The technical realization of reading out a memory, for example a non-volatile memory, necessitates solving several technical problems. There are several criteria to be met.
For one thing it is important that a circuit suitable for reading out the memory be designed in the cost-effective manner. This means that the silicon area necessary for the realization of the circuit is to be kept small. Furthermore, it is necessary to read out the cell as fast as possible at low current consumption. The access time for the data of the non-volatile memory depends on the specification of the package containing the non-volatile memory. The package may for example be a chip card. In a chip card, the access time of the card is substantially determined by the time of reading out the memory cell itself. Here, a NOR flash stands out compared to a NAND flash by means of its faster access time. Moreover, for a total chip containing a non-volatile memory, typically, a maximum current is prescribed in the specification. In addition, and in particular for a contactless chip card, maximum permitted current peaks are prescribed in the specification. The requirements given by the specification are broken down to all circuit parts and therefore also to a sense amplifier necessitated for reading out the memory. Here, the sense amplifier deserves special attention, as it substantially contributes to the peak current because of its frequency of occurrence.
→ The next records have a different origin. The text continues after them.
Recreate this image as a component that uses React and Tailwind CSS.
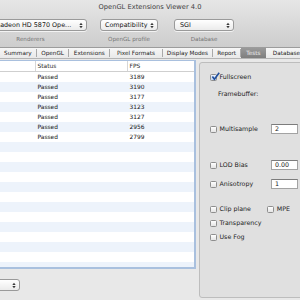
import React from 'react'

const rows = [3189, 3190, 3177, 3123, 3127, 2956, 2799]

function Arrows() {
  return (
    <svg width="4" height="7" viewBox="0 0 4 7" className="shrink-0">
      <path d="M0.3 3 L2 0.8 L3.7 3 Z M0.3 4 L2 6.2 L3.7 4 Z" fill="#3a3a3a" />
    </svg>
  )
}

function Popup({ text, className }) {
  return (
    <div className={`flex h-[12px] items-center justify-between rounded-[3px] border border-[#9a9a9a] bg-linear-to-b from-white to-[#ebebeb] pl-[4px] pr-[3px] shadow-[0_1px_0_rgba(255,255,255,0.7)] ${className}`}>
      <span className="whitespace-nowrap text-[6.4px] leading-none text-[#111]">{text}</span>
      <Arrows />
    </div>
  )
}

function Check({ checked }) {
  return (
    <span className={`relative h-[7px] w-[7px] shrink-0 rounded-[1.5px] border border-[#8e8e8e] bg-linear-to-b ${checked ? 'from-[#e9f0fb] to-[#c2d4ee]' : 'from-white to-[#e4e4e4]'}`}>
      {checked && (
        <svg className="absolute -left-[0.5px] -top-[2.5px]" width="9" height="9" viewBox="0 0 9 9">
          <path d="M1.4 4.6 L3.4 7.3 L8.2 0.8" stroke="#1f4f9e" strokeWidth="1.6" fill="none" strokeLinejoin="round" />
        </svg>
      )}
    </span>
  )
}

function Option({ label, checked, className = 'w-[61px]' }) {
  return (
    <div className={`flex items-center gap-[2.5px] ${className}`}>
      <Check checked={checked} />
      <span className="whitespace-nowrap">{label}</span>
    </div>
  )
}

function Field({ value }) {
  return (
    <div className="flex h-[10px] w-[27px] items-center border border-[#a3a3a3] border-t-[#7c7c7c] bg-white pl-[3px]">
      {value}
    </div>
  )
}

export default function App() {
  const tabs = [
    ['Summary', 'w-[36px]'],
    ['OpenGL', 'w-[32px]'],
    ['Extensions', 'w-[40px]'],
    ['Pixel Formats', 'w-[52px]'],
    ['Display Modes', 'w-[50px]'],
    ['Report', 'w-[27px]'],
  ]
  return (
    <div className="h-[300px] w-[300px] overflow-hidden bg-[#e8e8e8] font-['DejaVu_Sans',sans-serif]">
      {/* toolbar */}
      <div className="h-[47px] bg-linear-to-b from-[#e6e6e6] to-[#cdcdcd]">
        <div className="flex h-[14px] items-center justify-center text-[6.7px] text-[#404040]">
          OpenGL Extensions Viewer 4.0
        </div>
        <div className="mt-[5px] flex">
          <div className="-ml-[26px] flex w-[113px] shrink-0 flex-col items-center">
            <Popup text="AMD Radeon HD 5870 Ope..." className="w-full" />
            <span className="mt-[4.5px] text-[5.6px] leading-[7px] text-[#747474]">Renderers</span>
          </div>
          <div className="ml-[13px] flex w-[58px] shrink-0 flex-col items-center">
            <Popup text="Compatibility" className="w-full" />
            <span className="mt-[4.5px] text-[5.6px] leading-[7px] text-[#747474]">OpenGL profile</span>
          </div>
          <div className="ml-[16px] flex w-[60px] shrink-0 flex-col items-center">
            <Popup text="SGI" className="w-full pl-[5px]" />
            <span className="mt-[4.5px] text-[5.6px] leading-[7px] text-[#747474]">Database</span>
          </div>
        </div>
      </div>

      {/* tab strip */}
      <div className="flex h-[12px] items-center border-y border-t-[#9c9c9c] border-b-[#b4b4b4] bg-linear-to-b from-[#f6f6f6] to-[#e9e9e9] text-[5.7px] text-[#222]">
        {tabs.map(([t, w]) => (
          <React.Fragment key={t}>
            <span className={`text-center whitespace-nowrap ${w}`}>{t}</span>
            <span className="h-[8px] w-px bg-[#a9a9a9]" />
          </React.Fragment>
        ))}
        <span className="flex h-full w-[25px] items-center justify-center bg-linear-to-b from-[#9a9a9a] to-[#7e7e7e] text-[#ececec]">Tests</span>
        <span className="pl-[7px] whitespace-nowrap">Database</span>
      </div>

      {/* content */}
      <div className="flex items-start">
        <div className="flex w-[196px] shrink-0 flex-col">
          <div className="mt-[1px] h-[209px] overflow-hidden border-t border-r-2 border-b-2 border-[#a9c0de] bg-white text-[5.9px] text-[#151515]">
            <div className="flex h-[11px] items-center border-b border-[#cfcfcf] text-[#2a2a2a]">
              <span className="h-full w-[36px] border-r border-[#d6d6d6]" />
              <span className="flex h-full w-[92px] items-center border-r border-[#d6d6d6] pl-[1.5px]">Status</span>
              <span className="pl-[1.5px]">FPS</span>
            </div>
            {Array.from({ length: 20 }).map((_, i) => (
              <div key={i} className={`flex h-[10px] items-center ${i % 2 ? 'bg-[#edf3fb]' : 'bg-white'}`}>
                <span className="w-[36px]" />
                <span className="w-[92px] pl-[1.5px]">{rows[i] ? 'Passed' : ''}</span>
                <span className="pl-[1.5px]">{rows[i] || ''}</span>
              </div>
            ))}
          </div>
          <div className="mt-[10px] flex">
            <div className="-ml-[41px] flex h-[12px] w-[61px] items-center justify-end rounded-[3px] border border-[#9a9a9a] bg-linear-to-b from-white to-[#ebebeb] pr-[3px]">
              <Arrows />
            </div>
          </div>
        </div>

        {/* group box */}
        <div className="mt-[3px] ml-[3px] h-[236px] w-[120px] shrink-0 rounded-[3px] border border-[#bdbdbd] bg-[#e0e0e0] text-[6.3px] text-[#1c1c1c]">
          <div className="mt-[9px] flex h-[10px] items-center pl-[10px]">
            <Option label="Fullscreen" checked />
          </div>
          <div className="mt-[7px] flex h-[10px] items-center pl-[18px]">Framebuffer:</div>
          <div className="mt-[25px] flex h-[10px] items-center pl-[10px]">
            <Option label="Multisample" />
            <Field value="2" />
          </div>
          <div className="mt-[26px] flex h-[10px] items-center pl-[10px]">
            <Option label="LOD Bias" />
            <Field value="0.00" />
          </div>
          <div className="mt-[9px] flex h-[10px] items-center pl-[10px]">
            <Option label="Anisotropy" />
            <Field value="1" />
          </div>
          <div className="mt-[15px] flex h-[10px] items-center pl-[10px]">
            <Option label="Clip plane" className="w-[69px]" />
            <Option label="MPE" />
          </div>
          <div className="mt-[4px] flex h-[10px] items-center pl-[10px]">
            <Option label="Transparency" />
          </div>
          <div className="mt-[4px] flex h-[10px] items-center pl-[10px]">
            <Option label="Use Fog" />
          </div>
        </div>
      </div>
    </div>
  )
}
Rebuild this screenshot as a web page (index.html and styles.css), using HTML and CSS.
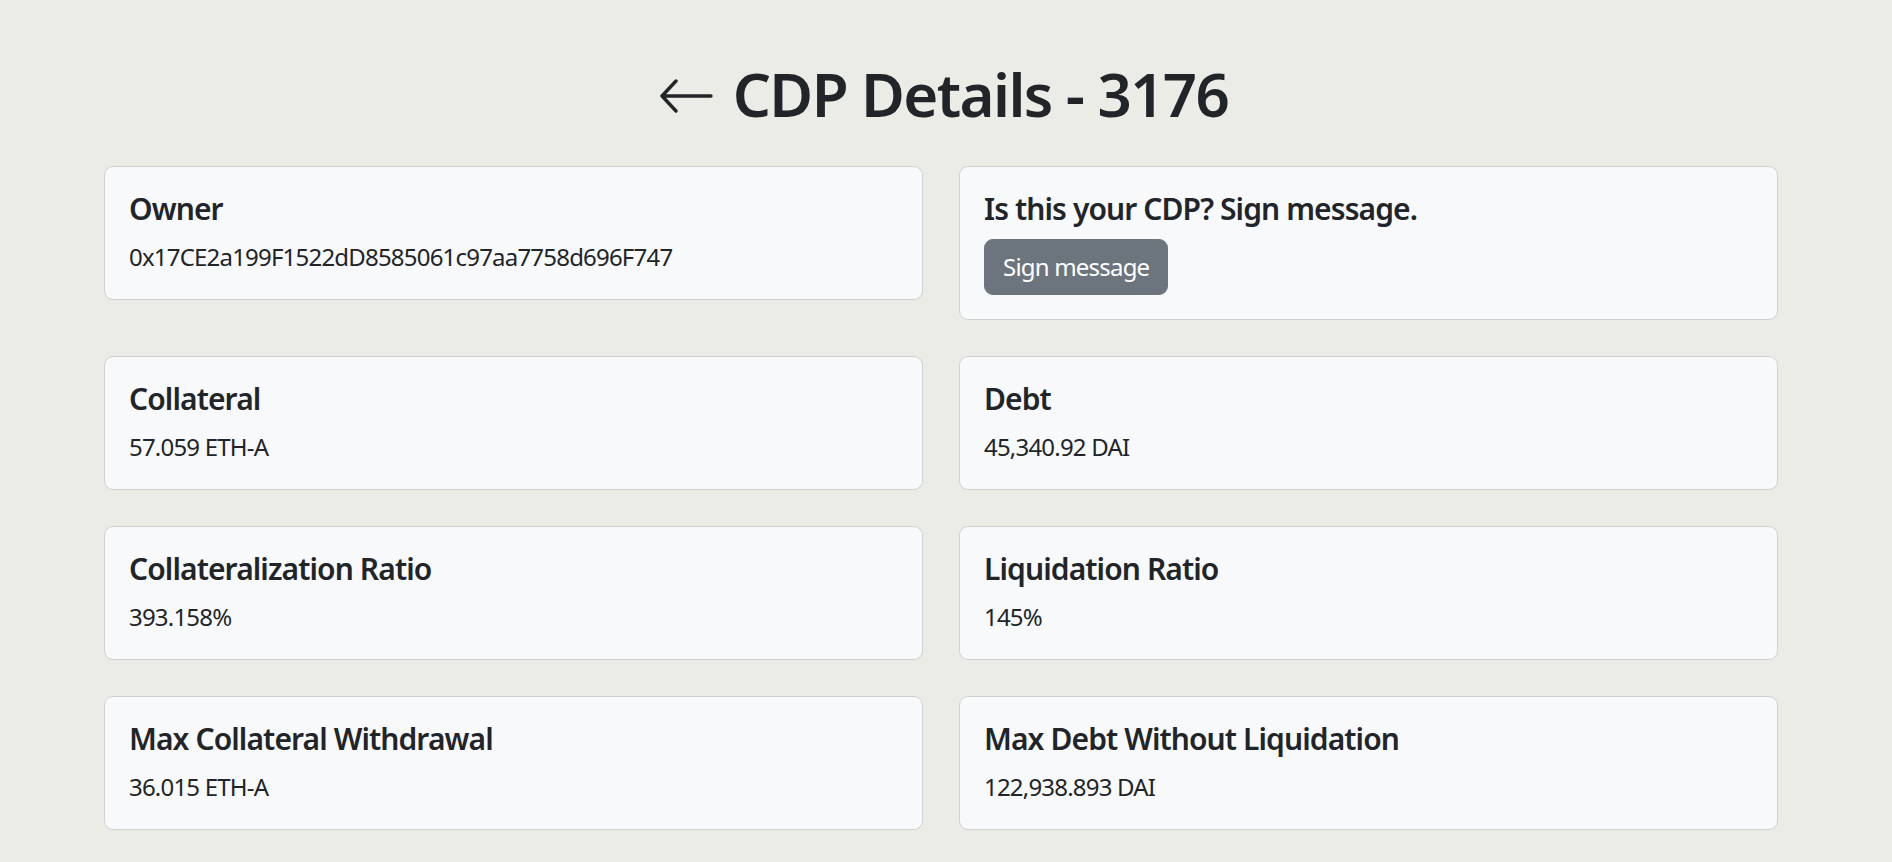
FILE: index.html
```html
<!DOCTYPE html>
<html lang="en">
<head>
<meta charset="utf-8">
<title>CDP Details - 3176</title>
<link rel="stylesheet" href="styles.css">
</head>
<body>
<div class="page">
  <h1 class="title">
    <a class="back" href="#" aria-label="Back">
      <svg class="back-icon" viewBox="0 0 54 34" width="54" height="34" aria-hidden="true">
        <path d="M3 17 H52 M17 2 L3 17 L17 32" fill="none" stroke="#212529" stroke-width="3.4" stroke-linecap="round" stroke-linejoin="round"/>
      </svg>
    </a>
    <span>CDP Details - 3176</span>
  </h1>
  <div class="grid">
    <div class="card">
      <h5 class="card-title">Owner</h5>
      <p class="card-text">0x17CE2a199F1522dD8585061c97aa7758d696F747</p>
    </div>
    <div class="card">
      <h5 class="card-title">Is this your CDP? Sign message.</h5>
      <button class="btn" type="button">Sign message</button>
    </div>
    <div class="card">
      <h5 class="card-title">Collateral</h5>
      <p class="card-text">57.059 ETH-A</p>
    </div>
    <div class="card">
      <h5 class="card-title">Debt</h5>
      <p class="card-text">45,340.92 DAI</p>
    </div>
    <div class="card">
      <h5 class="card-title">Collateralization Ratio</h5>
      <p class="card-text">393.158%</p>
    </div>
    <div class="card">
      <h5 class="card-title">Liquidation Ratio</h5>
      <p class="card-text">145%</p>
    </div>
    <div class="card">
      <h5 class="card-title">Max Collateral Withdrawal</h5>
      <p class="card-text">36.015 ETH-A</p>
    </div>
    <div class="card">
      <h5 class="card-title">Max Debt Without Liquidation</h5>
      <p class="card-text">122,938.893 DAI</p>
    </div>
  </div>
</div>
</body>
</html>
```

FILE: styles.css
```css
html, body {
  margin: 0;
  padding: 0;
  background: #ececE7;
}

body {
  font-family: "Noto Sans", "Open Sans", "Liberation Sans", sans-serif;
  font-size: 24px;
  line-height: 1.5;
  color: #212529;
  letter-spacing: -0.8px;
}

.page {
  width: 1882px;
  padding-top: 58px;
}

.title {
  margin: 0 0 36px;
  padding-left: 5px;
  font-size: 60px;
  font-weight: 600;
  line-height: 72px;
  letter-spacing: -1.6px;
  display: flex;
  justify-content: center;
  align-items: center;
  gap: 20px;
}

.back {
  display: flex;
  align-items: center;
  padding-top: 4px;
}

.back-icon {
  display: block;
}

.grid {
  width: 1674px;
  margin: 0 auto;
  display: grid;
  grid-template-columns: 1fr 1fr;
  column-gap: 36px;
  row-gap: 36px;
  align-items: start;
}

.card {
  background: #f8f9fa;
  border: 1px solid #d0d1d2;
  border-radius: 9px;
  padding: 24px;
}

.card-title {
  margin: 0 0 12px;
  font-size: 30px;
  font-weight: 600;
  line-height: 36px;
  letter-spacing: -0.9px;
}

.card-text {
  margin: 0;
  font-size: 24px;
  line-height: 36px;
}

.btn {
  display: block;
  font-family: inherit;
  font-size: 24px;
  line-height: 36px;
  letter-spacing: -0.8px;
  color: #fff;
  background: #6c757d;
  border: 1px solid #6c757d;
  border-radius: 9px;
  padding: 9px 18px;
  height: 56px;
}
```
For reading out the memory, an adaptive current readout method may be employed. Specifically in a non-volatile memory, information to be stored may be stored in the form of a starting voltage variation of a selection transistor. The starting voltage varying of for example an N-FET also means, however, that an “ON” and “OFF” current of the selection transistor changes or defines at the same enabling voltage. As in a memory consisting of several memory cells, only ever one memory source per bit line or sense line, respectively, is enabled, and all other cells of the same bit line or sense line are non-conducting, that is “OFF”, the “OFF” current is dependent on the programming of the cells also connected to the bit line. Reading out a cell signal is dependent on the programming of the cells not to be read out because of the “OFF” current of the cells not to be read out. This factor results in the necessity of adaptive reading out. This means that the states, that is the current flows, of the memory cells before and after the enabling must be compared to each other. For example, the “OFF” current prior to the enabling may be compared to the assumed “ON” current after the enabling. This means that, at a given word line voltage, opening the transistor will not take place and the resistor therefore gates off (is turned off). If the current has substantially increased after the enabling, then the enabling voltage will have sufficed to open the cell in the form of the selection transistor. Therefore, the starting voltage of the cell is lower than the word line voltage and/or the enabling voltage. In order to retrieve the memory information stored in the memory cell, the “OFF” current is stored by means of a programmable current source prior to the enabling and compared to the “ON” current after the enabling.